Closed gaffkins closed 7 years ago
For Polish, yes. This is the main purpose of the morfologik-polish subproject.
With what method? Because lockup return only base world. I need all varities by base world. Example I write pies and what I expect is psy, psu, psem, psie...
Short answer is: the same method, but different dictionary. https://github.com/morfologik/morfologik-stemming/blob/master/morfologik-stemming/src/test/java/morfologik/stemming/DictionaryLookupTest.java#L164-L176
Morfologik doesn't ship with a dictionary for synthesis -- you'll have to invert the tagging dictionary or get the polish_synth dictionary from LanguageTool. See polish.README.Polish.txt
Hey, this question is also relevant for me. At the moment I'm using polish_syth dict from LanguageTool and IStemmer.lookup method like this:
iStemmer.lookup("<word>|<tag>")
eg.
iStemmer.lookup("niemiecki|adjp")
will result in "niemiecku", if "adja" passed as a tag it will return "niemiecko" etc.

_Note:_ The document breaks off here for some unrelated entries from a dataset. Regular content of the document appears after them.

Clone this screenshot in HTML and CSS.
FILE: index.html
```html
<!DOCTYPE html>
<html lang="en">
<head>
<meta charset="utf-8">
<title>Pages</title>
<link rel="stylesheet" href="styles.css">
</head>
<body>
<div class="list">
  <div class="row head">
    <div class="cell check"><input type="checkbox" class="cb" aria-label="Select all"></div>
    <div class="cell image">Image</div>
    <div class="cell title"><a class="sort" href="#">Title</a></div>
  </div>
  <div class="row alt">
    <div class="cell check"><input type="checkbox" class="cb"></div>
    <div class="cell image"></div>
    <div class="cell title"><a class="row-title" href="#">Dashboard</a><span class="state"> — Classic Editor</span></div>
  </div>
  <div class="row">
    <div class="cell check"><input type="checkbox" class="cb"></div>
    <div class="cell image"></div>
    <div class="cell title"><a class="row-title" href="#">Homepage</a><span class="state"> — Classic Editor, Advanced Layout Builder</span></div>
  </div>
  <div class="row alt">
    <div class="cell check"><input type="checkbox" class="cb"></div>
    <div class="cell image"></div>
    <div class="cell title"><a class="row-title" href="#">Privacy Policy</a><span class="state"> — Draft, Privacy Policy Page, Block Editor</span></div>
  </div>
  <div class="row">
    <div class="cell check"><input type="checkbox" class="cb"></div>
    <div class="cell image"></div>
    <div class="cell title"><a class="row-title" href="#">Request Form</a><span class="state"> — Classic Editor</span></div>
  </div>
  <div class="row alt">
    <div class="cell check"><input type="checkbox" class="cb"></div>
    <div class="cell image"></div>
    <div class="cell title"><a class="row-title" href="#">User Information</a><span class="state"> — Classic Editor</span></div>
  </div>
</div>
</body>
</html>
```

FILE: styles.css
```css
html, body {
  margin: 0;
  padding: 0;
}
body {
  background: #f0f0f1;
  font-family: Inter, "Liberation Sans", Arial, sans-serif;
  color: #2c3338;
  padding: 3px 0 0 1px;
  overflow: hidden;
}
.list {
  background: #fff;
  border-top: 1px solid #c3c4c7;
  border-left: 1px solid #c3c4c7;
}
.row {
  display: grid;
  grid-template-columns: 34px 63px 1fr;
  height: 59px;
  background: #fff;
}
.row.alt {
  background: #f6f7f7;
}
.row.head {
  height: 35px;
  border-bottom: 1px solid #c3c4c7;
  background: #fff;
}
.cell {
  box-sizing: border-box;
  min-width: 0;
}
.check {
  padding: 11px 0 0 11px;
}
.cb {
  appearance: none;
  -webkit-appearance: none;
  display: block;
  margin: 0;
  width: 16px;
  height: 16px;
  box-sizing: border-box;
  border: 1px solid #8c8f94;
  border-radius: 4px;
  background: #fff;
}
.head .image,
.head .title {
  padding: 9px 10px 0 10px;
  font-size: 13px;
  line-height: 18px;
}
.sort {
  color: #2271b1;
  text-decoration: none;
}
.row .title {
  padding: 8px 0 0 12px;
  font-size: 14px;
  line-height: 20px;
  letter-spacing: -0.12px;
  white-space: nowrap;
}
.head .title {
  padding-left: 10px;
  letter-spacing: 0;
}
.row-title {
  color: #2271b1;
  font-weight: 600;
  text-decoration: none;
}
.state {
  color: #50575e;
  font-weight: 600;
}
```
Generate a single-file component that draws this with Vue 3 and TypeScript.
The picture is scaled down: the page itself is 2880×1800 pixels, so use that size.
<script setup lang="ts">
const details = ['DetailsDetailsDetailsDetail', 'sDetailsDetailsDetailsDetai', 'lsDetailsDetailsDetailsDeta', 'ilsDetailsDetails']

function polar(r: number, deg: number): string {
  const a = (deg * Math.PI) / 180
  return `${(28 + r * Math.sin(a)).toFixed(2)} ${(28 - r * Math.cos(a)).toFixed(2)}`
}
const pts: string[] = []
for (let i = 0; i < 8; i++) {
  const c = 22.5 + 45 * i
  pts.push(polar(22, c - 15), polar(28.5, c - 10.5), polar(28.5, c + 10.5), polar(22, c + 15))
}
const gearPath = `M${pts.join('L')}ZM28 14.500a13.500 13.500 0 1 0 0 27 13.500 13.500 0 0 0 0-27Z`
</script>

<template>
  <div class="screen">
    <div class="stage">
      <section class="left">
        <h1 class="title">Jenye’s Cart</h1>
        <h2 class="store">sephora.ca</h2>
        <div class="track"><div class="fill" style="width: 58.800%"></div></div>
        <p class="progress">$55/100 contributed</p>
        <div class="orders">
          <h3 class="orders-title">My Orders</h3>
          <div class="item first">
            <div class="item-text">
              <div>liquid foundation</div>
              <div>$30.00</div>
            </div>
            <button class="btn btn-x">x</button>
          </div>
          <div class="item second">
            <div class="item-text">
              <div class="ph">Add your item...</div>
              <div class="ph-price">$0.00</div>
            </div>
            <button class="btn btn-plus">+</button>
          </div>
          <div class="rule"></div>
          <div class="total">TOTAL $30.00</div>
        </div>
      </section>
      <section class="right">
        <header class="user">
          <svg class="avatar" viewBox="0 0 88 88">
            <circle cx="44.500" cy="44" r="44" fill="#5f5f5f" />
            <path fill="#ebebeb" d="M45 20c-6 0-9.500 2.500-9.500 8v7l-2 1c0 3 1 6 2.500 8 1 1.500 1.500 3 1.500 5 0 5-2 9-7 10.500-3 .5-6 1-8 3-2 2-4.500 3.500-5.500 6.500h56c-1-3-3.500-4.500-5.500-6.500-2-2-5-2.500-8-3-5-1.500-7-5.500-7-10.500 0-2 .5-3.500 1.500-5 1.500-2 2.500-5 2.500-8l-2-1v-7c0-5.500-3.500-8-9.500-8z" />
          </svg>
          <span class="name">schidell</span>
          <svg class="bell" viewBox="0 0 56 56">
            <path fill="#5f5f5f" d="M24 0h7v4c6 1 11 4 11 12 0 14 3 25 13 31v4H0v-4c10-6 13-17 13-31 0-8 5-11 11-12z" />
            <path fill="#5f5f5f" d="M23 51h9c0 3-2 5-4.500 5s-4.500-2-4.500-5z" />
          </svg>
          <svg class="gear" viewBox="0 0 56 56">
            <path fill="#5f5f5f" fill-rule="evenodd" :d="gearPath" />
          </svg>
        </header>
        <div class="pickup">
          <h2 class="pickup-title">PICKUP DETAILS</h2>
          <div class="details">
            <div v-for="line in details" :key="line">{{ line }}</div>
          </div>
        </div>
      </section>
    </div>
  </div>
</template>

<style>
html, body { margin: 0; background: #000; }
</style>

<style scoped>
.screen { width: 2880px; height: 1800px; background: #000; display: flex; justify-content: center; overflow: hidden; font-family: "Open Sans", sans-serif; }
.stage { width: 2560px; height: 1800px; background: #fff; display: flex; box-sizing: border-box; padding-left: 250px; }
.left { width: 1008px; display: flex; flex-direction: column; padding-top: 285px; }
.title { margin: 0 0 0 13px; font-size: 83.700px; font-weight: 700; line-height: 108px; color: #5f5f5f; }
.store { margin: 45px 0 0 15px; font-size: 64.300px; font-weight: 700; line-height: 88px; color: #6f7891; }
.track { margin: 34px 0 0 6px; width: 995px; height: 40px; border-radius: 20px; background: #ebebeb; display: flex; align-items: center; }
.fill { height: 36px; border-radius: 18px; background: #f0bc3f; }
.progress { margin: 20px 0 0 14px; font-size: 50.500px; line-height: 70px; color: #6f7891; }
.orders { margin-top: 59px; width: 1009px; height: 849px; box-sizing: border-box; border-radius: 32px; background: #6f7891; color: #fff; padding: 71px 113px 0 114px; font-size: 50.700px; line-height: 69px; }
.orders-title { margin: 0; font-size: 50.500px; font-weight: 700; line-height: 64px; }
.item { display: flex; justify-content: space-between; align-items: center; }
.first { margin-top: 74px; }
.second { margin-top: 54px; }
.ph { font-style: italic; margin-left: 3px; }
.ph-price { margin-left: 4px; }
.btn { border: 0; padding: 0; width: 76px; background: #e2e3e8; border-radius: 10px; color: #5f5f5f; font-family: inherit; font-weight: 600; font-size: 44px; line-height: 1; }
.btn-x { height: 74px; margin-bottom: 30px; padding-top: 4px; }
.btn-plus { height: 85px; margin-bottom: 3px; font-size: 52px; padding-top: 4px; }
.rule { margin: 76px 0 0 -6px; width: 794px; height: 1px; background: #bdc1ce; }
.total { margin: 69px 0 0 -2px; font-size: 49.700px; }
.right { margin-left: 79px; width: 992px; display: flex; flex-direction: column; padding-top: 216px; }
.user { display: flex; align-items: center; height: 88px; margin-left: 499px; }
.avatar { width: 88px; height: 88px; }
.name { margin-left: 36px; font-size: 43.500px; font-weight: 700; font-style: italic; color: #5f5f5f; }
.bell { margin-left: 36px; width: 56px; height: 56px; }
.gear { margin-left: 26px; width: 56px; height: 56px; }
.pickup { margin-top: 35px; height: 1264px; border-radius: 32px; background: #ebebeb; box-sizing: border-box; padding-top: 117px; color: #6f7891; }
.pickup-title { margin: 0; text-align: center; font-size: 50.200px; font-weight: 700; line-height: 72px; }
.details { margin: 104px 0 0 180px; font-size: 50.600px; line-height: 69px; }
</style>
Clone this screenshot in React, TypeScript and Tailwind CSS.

Is there a way in which I can retrieve list of all possible varieties with single request to lookup method?
You can look up a node corresponding to "niemiecki|" in the automaton and collect all the leaves starting from there. There are utilities to do this in a pretty simple way -- look at unit tests and grep the code, please.
Can I get all world varieties by word base?